The LIHTC ecosystem depends heavily on institutional investors.
Banks, insurance companies, and tax credit funds invest billions of dollars annually in affordable housing developments.
For these investors, the quarterly reporting package serves as the primary mechanism for evaluating asset performance and protecting the tax credit stream.
Structure of the Quarterly Investor Report
A comprehensive investor report typically includes:
• Executive summary
• Operating statement
• Budget variance analysis
• Capital account summary
• Compliance update
• Reserve balances
• Construction updates (if applicable)
• Cash flow waterfall analysis
These reports must be standardized across the portfolio to allow investors to evaluate performance consistently.
Financial Performance Indicators
Investors focus on several financial KPIs.
These include:
• Actual NOI versus underwritten NOI
• DSCR relative to underwriting
• Operating margin trends
• Reserve coverage ratios
In addition, investors often evaluate cash flow waterfall distributions, particularly in LIHTC structures that include multiple layers of soft debt and complex partnership agreements. Understanding how surplus cash flows through the waterfall provides critical visibility into sponsor returns, lender obligations, and overall deal performance.
Significant deviations from underwriting assumptions must be explained clearly.
Credit Delivery Metrics
The tax credits themselves are the central economic driver of the investment.
Quarterly reports therefore track:
• Annual credit delivery
• Cumulative credits delivered
• Projected credits remaining
• Any risk of yield adjusters or downward adjusters
For LIHTC deals, partnership agreements typically include mechanisms that adjust investor yields if credit delivery falls short. These adjusters can create real economic consequences for developers, often reducing or eliminating deferred developer fees, making proactive tracking and transparency critical.
Investors use this information to plan their tax strategies and ensure the investment is performing as expected.
Compliance Risk Indicators
Institutional investors also expect visibility into compliance performance.
Quarterly reports should highlight:
• Open non-compliance issues
• Recertification backlogs
• State monitoring findings
• Over-income unit trends
• Year 15 disposition planning or extended use period tracking
These indicators help investors assess whether the asset manager is actively protecting the tax credit allocation—not just during the compliance period, but across the full lifecycle of the investment.
Sponsor Strength & Risk Protection
Beyond property-level performance, investors and lenders evaluate the financial strength of the sponsor.
Quarterly reporting may include visibility into:
• Sponsor liquidity covenants
• Sponsor net worth covenants
These requirements ensure that the developer or guarantor has the financial capacity to support the asset, fund operating deficits, and cover potential gaps. Weaknesses in sponsor solvency increases risk across both the debt and equity stack, making this an important, though often underreported, component of investor oversight.

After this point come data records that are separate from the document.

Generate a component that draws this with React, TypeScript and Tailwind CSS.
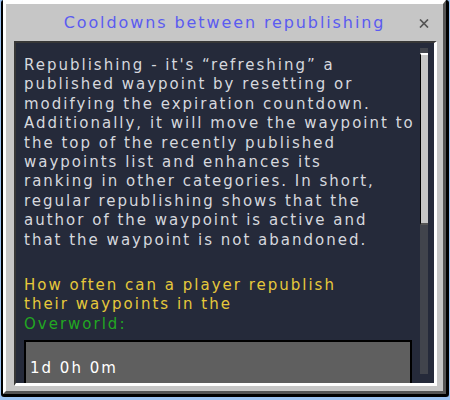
import React from 'react';

const bodyLines = [
  'Republishing - it\'s “refreshing” a',
  'published waypoint by resetting or',
  'modifying the expiration countdown.',
  'Additionally, it will move the waypoint to',
  'the top of the recently published',
  'waypoints list and enhances its',
  'ranking in other categories. In short,',
  'regular republishing shows that the',
  'author of the waypoint is active and',
  'that the waypoint is not abandoned.',
];

const font = { fontFamily: '"DejaVu Sans", "Liberation Sans", sans-serif' };

const CloseIcon: React.FC = () => (
  <svg width="10" height="9" viewBox="0 0 10 9" className="block">
    <path d="M1 0.5 L9 8.5 M9 0.5 L1 8.5" stroke="#555555" strokeWidth="1.7" fill="none" />
  </svg>
);

const Scrollbar: React.FC = () => (
  <div className="w-[8px] mt-[5px] mb-[9px] mr-[6px] bg-[#41444c] flex flex-col">
    <div className="mt-[5px] h-[172px] bg-[#c6c6c6] border-t-2 border-t-white border-b-2 border-b-[#555555] border-l border-l-black" />
  </div>
);

export default function App() {
  return (
    <div className="w-[450px] h-[400px] bg-[#9cc3f2]" style={font}>
      <div className="ml-[1px] w-[448px] h-[397px] border-l-2 border-r-[3px] border-b-[3px] border-black rounded-[3px]">
        <div className="h-full flex flex-col bg-[#c6c6c6] border-t-[4px] border-l-[3px] border-t-white border-l-white border-r-[3px] border-b-[3px] border-r-[#555555] border-b-[#555555]">
          <div className="h-[37px] shrink-0 relative flex items-center justify-center">
            <span className="text-[16px] tracking-[1.9px] text-[#5b5bf0] leading-none">
              Cooldowns between republishing
            </span>
            <div className="absolute right-[14px] top-[15px]">
              <CloseIcon />
            </div>
          </div>
          <div className="flex-1 ml-[8px] mr-[6px] mb-[5px] flex bg-[#252a3a] border-t-2 border-l-2 border-t-[#373737] border-l-[#373737] border-r-[3px] border-b-[3px] border-r-white border-b-white overflow-hidden">
            <div className="flex-1 overflow-hidden pl-[8px] pt-[13px] text-[15px] leading-[19.4px] tracking-[2px] whitespace-nowrap">
              <div className="text-[#d6d8de]">
                {bodyLines.map((l) => (
                  <div key={l}>{l}</div>
                ))}
              </div>
              <div className="mt-[26px] text-[#e6c83a]">
                <div>How often can a player republish</div>
                <div>their waypoints in the</div>
              </div>
              <div className="text-[#22a722]">Overworld:</div>
              <div className="mt-[6px] w-[388px] h-[56px] bg-[#5f5f5f] border-2 border-black pl-[4px] pt-[17px] text-white">
                1d 0h 0m
              </div>
            </div>
            <Scrollbar />
          </div>
        </div>
      </div>
    </div>
  );
}
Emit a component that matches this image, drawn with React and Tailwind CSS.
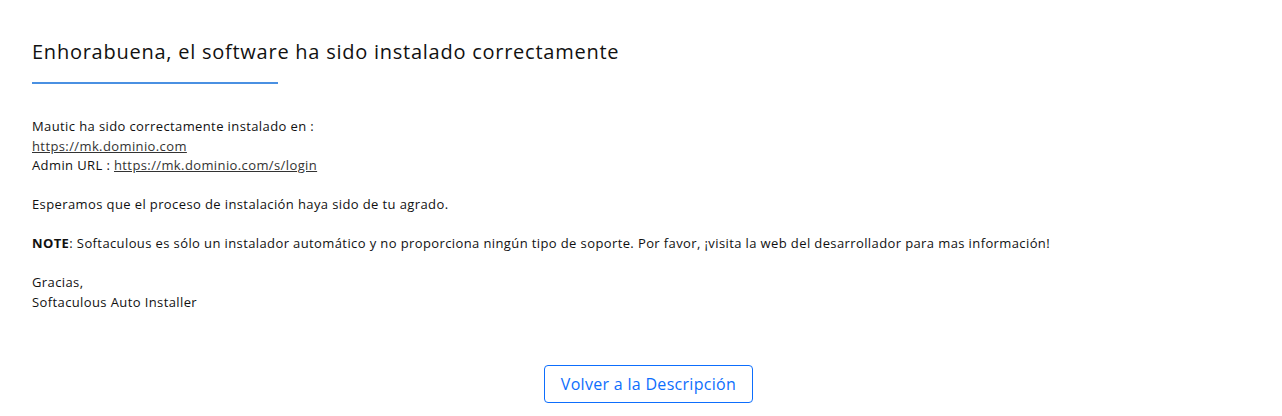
export default function App() {
    return (
        <div className="w-[1282px] h-[416px] bg-white text-black font-['Open_Sans',sans-serif]">
            <div className="px-8 pt-[38px]">
                {/* Title */}
                <h1 className="text-[20px] leading-[28px] tracking-[0.75px] text-[#111]">
                    Enhorabuena, el software ha sido instalado correctamente
                </h1>
                <div className="mt-[16px] w-[246px] h-[2px] bg-[#4a90e2]" />

                {/* Body */}
                <div className="mt-[33px] text-[13px] leading-[19.5px] tracking-[0.39px] text-[#111]">
                    <p>Mautic ha sido correctamente instalado en :</p>
                    <p>
                        <a href="#" className="underline text-[#333]">https://mk.dominio.com</a>
                    </p>
                    <p>
                        Admin URL : <a href="#" className="underline text-[#333]">https://mk.dominio.com/s/login</a>
                    </p>
                    <p className="mt-[19.5px]">Esperamos que el proceso de instalación haya sido de tu agrado.</p>
                    <p className="mt-[19.5px]">
                        <b>NOTE</b>: Softaculous es sólo un instalador automático y no proporciona ningún tipo de soporte. Por favor, ¡visita la web del desarrollador para mas información!
                    </p>
                    <p className="mt-[19.5px]">Gracias,</p>
                    <p>Softaculous Auto Installer</p>
                </div>

                {/* Action */}
                <div className="mt-[53px] pl-[15px] flex justify-center">
                    <button className="h-[38px] w-[209px] border border-[#0d6efd] rounded-[4px] text-[16px] tracking-[0.3px] text-[#0d6efd]">
                        Volver a la Descripción
                    </button>
                </div>
            </div>
        </div>
    );
}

How a Purpose-Built Platform Improves Quarterly Reporting
A purpose-built LIHTC asset management platform can significantly streamline the preparation of quarterly investor reports by centralizing the financial, compliance, and capital data required to produce a standardized reporting package across the portfolio.
Instead of asset management teams manually pulling operating statements from property management systems, reconciling underwriting models, and assembling capital account updates in spreadsheets, a specialized platform can automatically aggregate property-level data and align it with the original underwriting assumptions and investor reporting formats.
This allows key investor metrics such as actual versus underwritten NOI, DSCR performance, reserve balances, cumulative tax credit delivery, yield adjuster exposure, cash flow waterfall outputs, and compliance indicators to be calculated consistently and surfaced through structured report templates.
Because the platform maintains a unified dataset for financial performance, compliance tracking, and development milestones, asset managers can generate quarterly reports more efficiently while ensuring the information presented to banks, insurance companies, and tax credit funds is accurate, standardized, and supported by a clear audit trail.
The result is not only faster report preparation, but stronger transparency and credibility with institutional investors who rely on these reports to evaluate the health of the investment, the stability of the tax credit stream, and the long-term viability of the asset.